User:Aclobridge
Abby Clobridge is the Director of Clobridge Consulting, a Boston-based consulting firm to support organizations and individuals working at the intersection of digital scholarship and Open Access, digital pedagogy, libraries, and technology. Recent projects include working on-site at UNESCO in Paris to support their new Open Access programme and lead the UNESCO Global Open Access Portal. While at UNESCO, Abby worked with policy makers, research funding bodies, publishers, and librarians from all over the world to support Open Access initiatives.

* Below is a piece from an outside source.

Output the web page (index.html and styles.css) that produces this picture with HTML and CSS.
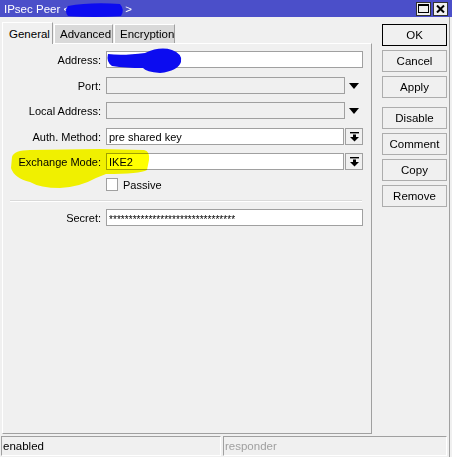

Prior to Clobridge Consulting, Abby was the Associate Director of Research & Knowledge Services at the Kennedy School of Government where she was involved in supporting their Open Access policy and developing a school-wide taxonomy. From 2003 to March 2009, she was the head of the digital library program at Bucknell Univerrsity where she oversaw the university's digital asset management program, digitization projects, the institutional repository, and metadata production. Before joining Bucknell, she worked at CNN as an investigative researcher and news librarian.
Abby is actively involved in the professional library and information technology communities. Her first book, Building a Digital Repository Program with Limited Resources, was published in October of 2010 by Chandos Publishing. In 2008, she created and hosted the first-ever Mid-Atlantic Digital Library Conference to bring together practitioners, researchers, programmers, librarians, archivists, instructional technologists, information curators, administrators, faculty, and others interested in digital repositories. Abby and her colleague, David Del Testa (Assistant Professor, Department of History, Bucknell University) won the 2009 ACRL Instruction Section Innovation Award for their development of the World War II Poster Project. This project was a collaborative effort among students, faculty, librarians, archivists, and instructional technologists. Under the project team's guidance, students worked hands on with artifacts, learned information literacy and technology skills, and ultimately created a small digital collection of images of the objects they worked with.
Abby holds an M.S. in Library Science from Florida State University and a B.A. in History from Tufts University.